2. Y arrive-t-elle en France ces derniers jours, au coeur de cette guerre ?
Un contre-récit, favorable à Poutine, se fait une place dans notre pays. En partie parce que les Français ont une méfiance grandissante à l'égard des pouvoirs publics et des médias.
Cela étant dit, les éléments de langage de la Russie n'ont pas imprimé chez nous jusqu'à présent. La stratégie du Kremlin fonctionne à la marge, à ce stade il n'y pas d'opération d'influence coordonnée en France. Mais il va falloir être attentifs.
Les internautes qui approuvent l'offensive russe étaient déjà fascinés, pour beaucoup, par la Russie. On retrouve des électeurs des extrêmes, et une partie de la droite. Au final, cette propension à gober la propagande est assez transpartisane.
3. Comment bien s'informer sur le conflit en cours ?
Appliquer toujours les mêmes réflexes que le reste de l'année sur Internet. Il faut se fier aux médias (dits traditionnels): lire les journaux, écouter la radio… Se tourner vers ceux qui emploient réellement des professionnels de l'information, pour trouver des faits vérifiés, recoupés. Si j'avais à citer trois sources pour suivre ce qui arrive en Ukraine : Le Monde, France 24 et le Guardian, parmi d'autres. Et ne jamais oublier d'exercer son esprit critique.
4. On nous parle de "guerre hybride" avec ce conflit : qu'est-ce que c'est ?
C'est un peu "la guerre avant la guerre". Il s'agit de l'étape avant le conflit ouvert, armé. On va retrouver, par exemple, des attaques informatiques, et des stratégies de désinformation. Nous sommes actuellement dans le niveau d'après, mais la guerre de l'info est toujours en cours.

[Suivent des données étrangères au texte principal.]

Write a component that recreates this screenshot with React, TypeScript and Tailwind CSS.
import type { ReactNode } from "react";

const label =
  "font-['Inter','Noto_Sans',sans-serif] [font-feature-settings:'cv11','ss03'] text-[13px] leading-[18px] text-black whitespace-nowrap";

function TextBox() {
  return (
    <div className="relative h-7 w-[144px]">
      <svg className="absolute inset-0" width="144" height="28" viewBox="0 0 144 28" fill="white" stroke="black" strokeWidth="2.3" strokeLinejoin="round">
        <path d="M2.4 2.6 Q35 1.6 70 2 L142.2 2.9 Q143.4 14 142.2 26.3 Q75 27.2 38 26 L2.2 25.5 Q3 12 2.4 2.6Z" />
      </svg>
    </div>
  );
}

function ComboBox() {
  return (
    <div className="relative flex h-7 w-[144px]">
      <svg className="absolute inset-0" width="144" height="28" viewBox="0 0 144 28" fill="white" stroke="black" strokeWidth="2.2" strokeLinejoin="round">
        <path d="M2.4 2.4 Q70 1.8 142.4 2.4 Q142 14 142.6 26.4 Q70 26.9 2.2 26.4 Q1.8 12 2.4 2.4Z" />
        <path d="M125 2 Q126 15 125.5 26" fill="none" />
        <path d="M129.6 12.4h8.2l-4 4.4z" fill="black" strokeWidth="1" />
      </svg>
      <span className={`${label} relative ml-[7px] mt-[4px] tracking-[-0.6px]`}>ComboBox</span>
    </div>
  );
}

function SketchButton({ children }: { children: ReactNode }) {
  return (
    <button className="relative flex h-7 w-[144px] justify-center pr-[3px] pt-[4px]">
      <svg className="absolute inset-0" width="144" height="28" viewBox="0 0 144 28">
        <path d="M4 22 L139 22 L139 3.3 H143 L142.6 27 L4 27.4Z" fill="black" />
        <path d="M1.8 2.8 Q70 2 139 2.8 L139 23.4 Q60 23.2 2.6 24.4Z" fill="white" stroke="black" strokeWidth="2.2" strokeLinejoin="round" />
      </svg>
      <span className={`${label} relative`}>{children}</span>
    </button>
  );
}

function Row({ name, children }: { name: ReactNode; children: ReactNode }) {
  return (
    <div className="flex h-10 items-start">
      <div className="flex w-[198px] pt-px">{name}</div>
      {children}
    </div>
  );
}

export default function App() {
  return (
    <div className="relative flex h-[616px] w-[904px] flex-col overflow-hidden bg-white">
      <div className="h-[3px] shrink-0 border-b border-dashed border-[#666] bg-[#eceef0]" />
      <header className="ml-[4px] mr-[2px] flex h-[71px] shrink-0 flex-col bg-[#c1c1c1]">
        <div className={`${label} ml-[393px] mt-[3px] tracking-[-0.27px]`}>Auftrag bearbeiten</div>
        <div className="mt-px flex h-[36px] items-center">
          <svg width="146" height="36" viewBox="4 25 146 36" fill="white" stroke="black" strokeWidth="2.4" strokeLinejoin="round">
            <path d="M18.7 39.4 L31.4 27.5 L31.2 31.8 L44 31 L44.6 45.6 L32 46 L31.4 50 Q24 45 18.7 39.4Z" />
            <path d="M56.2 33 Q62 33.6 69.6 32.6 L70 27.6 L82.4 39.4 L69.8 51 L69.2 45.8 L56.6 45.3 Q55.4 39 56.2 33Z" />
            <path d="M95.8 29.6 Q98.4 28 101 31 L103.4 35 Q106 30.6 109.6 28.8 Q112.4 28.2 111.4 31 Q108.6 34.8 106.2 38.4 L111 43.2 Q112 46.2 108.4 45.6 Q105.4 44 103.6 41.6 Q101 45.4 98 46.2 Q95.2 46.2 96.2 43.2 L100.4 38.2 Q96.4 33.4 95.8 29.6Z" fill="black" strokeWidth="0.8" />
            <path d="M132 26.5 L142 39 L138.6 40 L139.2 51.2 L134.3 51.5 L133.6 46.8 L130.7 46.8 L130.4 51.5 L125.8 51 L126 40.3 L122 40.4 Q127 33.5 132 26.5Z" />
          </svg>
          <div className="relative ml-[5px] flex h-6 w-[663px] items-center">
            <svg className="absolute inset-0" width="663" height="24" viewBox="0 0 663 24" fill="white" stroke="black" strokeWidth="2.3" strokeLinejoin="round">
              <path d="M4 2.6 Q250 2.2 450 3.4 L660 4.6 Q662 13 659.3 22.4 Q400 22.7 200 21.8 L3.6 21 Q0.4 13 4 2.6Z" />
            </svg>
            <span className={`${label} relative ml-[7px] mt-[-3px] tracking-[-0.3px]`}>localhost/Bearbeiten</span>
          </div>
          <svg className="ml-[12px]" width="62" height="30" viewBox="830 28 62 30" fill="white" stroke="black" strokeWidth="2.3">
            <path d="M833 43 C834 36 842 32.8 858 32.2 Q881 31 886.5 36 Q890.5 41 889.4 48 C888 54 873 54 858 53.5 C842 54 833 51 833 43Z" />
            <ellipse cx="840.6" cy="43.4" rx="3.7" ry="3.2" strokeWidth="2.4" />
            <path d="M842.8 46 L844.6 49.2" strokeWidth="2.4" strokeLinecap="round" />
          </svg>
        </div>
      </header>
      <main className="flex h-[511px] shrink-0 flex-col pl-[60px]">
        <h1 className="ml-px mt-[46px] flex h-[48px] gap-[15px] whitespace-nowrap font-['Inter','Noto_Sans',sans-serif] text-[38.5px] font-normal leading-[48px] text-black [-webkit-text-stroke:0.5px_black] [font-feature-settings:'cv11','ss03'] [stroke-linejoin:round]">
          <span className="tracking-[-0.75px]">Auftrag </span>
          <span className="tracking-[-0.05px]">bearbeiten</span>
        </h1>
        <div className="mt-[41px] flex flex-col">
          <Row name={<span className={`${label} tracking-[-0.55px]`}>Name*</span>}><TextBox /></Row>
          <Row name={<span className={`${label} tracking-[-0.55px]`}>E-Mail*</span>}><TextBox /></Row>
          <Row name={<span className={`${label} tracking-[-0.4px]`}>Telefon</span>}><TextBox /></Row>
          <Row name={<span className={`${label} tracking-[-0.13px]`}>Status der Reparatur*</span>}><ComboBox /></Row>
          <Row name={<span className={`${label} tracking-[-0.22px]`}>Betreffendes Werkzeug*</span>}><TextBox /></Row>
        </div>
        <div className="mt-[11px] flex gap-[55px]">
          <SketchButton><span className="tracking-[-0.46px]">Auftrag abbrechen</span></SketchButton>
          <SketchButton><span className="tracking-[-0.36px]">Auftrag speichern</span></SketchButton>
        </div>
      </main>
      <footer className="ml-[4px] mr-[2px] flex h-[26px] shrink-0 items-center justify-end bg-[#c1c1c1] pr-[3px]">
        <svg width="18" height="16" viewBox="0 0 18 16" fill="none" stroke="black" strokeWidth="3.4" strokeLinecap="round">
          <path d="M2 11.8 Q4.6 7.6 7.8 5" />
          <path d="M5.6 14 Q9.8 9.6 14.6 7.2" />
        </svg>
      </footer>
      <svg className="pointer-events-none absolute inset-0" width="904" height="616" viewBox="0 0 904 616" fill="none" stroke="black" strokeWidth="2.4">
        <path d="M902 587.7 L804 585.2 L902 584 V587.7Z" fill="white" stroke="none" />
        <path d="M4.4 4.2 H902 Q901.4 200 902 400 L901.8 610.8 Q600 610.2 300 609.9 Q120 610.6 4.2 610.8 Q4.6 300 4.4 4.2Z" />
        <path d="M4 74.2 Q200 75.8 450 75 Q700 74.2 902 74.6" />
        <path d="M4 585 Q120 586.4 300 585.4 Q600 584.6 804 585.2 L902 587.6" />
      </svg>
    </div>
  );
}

5. Que faire contre ? Suspendre les médias russes en France ?
Difficile de donner une réponse tranchée. Cela pourrait être contre-productif, puisque le Kremlin pourrait appliquer une réciprocité et suspendre en Russie la BBC par exemple. Surtout que Russia Today chez nous, elle fait très peu d'audience (la chaîne a été ciblée par des sanctions françaises et européennes le 1er mars, ndlr).